Pull out of the data below the stretch of lines bounded by the one containing "Give me the" and the one containing "import React from 'react';", both bounds included, unchanged.

══════

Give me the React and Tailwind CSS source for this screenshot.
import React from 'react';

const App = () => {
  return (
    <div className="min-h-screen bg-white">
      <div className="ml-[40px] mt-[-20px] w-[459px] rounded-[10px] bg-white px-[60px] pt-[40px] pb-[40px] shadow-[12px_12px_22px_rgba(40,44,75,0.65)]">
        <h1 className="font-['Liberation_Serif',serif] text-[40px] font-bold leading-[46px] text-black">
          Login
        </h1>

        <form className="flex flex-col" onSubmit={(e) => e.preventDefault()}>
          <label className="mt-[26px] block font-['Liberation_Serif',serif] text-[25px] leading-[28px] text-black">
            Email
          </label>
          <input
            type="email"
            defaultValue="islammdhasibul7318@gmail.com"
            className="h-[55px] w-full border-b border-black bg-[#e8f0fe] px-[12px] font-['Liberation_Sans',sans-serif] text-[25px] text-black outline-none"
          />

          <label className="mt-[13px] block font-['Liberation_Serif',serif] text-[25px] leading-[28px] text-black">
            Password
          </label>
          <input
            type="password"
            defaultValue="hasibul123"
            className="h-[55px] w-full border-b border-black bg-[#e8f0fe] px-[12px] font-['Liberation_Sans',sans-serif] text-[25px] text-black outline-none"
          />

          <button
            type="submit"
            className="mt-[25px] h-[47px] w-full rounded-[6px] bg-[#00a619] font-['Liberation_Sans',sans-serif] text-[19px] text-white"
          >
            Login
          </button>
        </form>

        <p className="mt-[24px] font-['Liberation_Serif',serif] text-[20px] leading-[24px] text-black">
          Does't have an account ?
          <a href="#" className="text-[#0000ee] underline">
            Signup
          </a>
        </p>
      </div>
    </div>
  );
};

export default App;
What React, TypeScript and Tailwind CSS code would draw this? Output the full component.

══════

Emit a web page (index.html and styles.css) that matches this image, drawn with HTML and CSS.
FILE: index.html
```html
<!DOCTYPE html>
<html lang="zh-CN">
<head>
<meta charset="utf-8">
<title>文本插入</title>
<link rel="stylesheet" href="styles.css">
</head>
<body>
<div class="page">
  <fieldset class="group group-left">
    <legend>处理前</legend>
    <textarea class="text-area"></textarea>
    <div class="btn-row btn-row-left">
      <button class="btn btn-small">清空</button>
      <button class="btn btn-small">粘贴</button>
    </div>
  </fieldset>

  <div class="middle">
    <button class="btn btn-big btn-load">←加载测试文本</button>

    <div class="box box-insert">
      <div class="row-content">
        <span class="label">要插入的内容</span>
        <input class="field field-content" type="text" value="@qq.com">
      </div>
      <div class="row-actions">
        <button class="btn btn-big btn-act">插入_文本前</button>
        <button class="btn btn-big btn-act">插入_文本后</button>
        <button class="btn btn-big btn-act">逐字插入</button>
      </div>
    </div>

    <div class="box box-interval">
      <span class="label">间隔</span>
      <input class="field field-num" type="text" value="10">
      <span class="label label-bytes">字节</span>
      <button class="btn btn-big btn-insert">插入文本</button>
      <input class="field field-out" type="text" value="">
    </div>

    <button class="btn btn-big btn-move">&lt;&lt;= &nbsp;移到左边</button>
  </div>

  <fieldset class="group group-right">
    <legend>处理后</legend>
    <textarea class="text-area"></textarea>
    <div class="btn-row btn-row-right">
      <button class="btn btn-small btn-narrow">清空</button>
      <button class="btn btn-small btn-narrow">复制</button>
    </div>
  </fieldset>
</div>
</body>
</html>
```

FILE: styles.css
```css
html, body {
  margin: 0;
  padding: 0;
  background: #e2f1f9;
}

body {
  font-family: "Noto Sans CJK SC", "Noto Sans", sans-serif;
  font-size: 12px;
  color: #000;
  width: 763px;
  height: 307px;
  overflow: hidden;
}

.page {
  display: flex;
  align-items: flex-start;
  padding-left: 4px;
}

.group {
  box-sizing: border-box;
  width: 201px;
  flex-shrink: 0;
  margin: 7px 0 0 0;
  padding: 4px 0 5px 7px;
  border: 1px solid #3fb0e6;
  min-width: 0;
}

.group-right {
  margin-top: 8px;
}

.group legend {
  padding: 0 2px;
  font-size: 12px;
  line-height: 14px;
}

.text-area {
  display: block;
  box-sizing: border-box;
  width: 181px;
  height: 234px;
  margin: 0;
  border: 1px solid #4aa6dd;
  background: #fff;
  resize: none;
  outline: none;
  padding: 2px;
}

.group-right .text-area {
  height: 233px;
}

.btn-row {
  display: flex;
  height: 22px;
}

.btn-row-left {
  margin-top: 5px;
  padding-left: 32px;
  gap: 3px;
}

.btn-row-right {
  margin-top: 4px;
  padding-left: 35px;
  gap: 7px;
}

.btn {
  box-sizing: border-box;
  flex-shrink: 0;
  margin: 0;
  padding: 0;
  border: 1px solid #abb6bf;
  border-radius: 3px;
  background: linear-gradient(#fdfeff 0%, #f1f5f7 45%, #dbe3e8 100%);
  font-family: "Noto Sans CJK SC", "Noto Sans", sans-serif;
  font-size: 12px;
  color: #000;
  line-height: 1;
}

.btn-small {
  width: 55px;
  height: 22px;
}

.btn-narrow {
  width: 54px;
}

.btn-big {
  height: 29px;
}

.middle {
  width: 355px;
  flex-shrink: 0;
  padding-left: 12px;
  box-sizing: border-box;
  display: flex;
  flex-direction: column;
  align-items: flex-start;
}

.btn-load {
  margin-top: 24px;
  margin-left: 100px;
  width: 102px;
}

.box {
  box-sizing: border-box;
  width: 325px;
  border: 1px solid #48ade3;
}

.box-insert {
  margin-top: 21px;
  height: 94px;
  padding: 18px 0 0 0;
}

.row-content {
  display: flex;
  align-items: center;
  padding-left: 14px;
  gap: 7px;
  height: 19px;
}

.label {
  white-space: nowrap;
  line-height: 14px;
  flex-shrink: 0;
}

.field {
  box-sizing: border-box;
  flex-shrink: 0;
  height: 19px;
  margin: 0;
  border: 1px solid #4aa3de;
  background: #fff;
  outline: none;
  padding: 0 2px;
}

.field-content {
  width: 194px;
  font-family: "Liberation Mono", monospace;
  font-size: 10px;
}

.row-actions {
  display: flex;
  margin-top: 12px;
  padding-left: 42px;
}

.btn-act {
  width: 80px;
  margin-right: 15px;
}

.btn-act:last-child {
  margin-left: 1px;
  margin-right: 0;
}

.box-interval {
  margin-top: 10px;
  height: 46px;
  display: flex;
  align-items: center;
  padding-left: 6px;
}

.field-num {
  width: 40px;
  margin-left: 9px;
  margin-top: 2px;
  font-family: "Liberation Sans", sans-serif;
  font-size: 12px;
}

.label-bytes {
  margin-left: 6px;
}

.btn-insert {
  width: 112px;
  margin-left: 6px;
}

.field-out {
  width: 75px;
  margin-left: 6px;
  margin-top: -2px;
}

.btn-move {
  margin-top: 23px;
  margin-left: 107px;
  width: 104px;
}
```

══════

Solved problem
Give me the React and Tailwind CSS source for this screenshot.
import React from 'react';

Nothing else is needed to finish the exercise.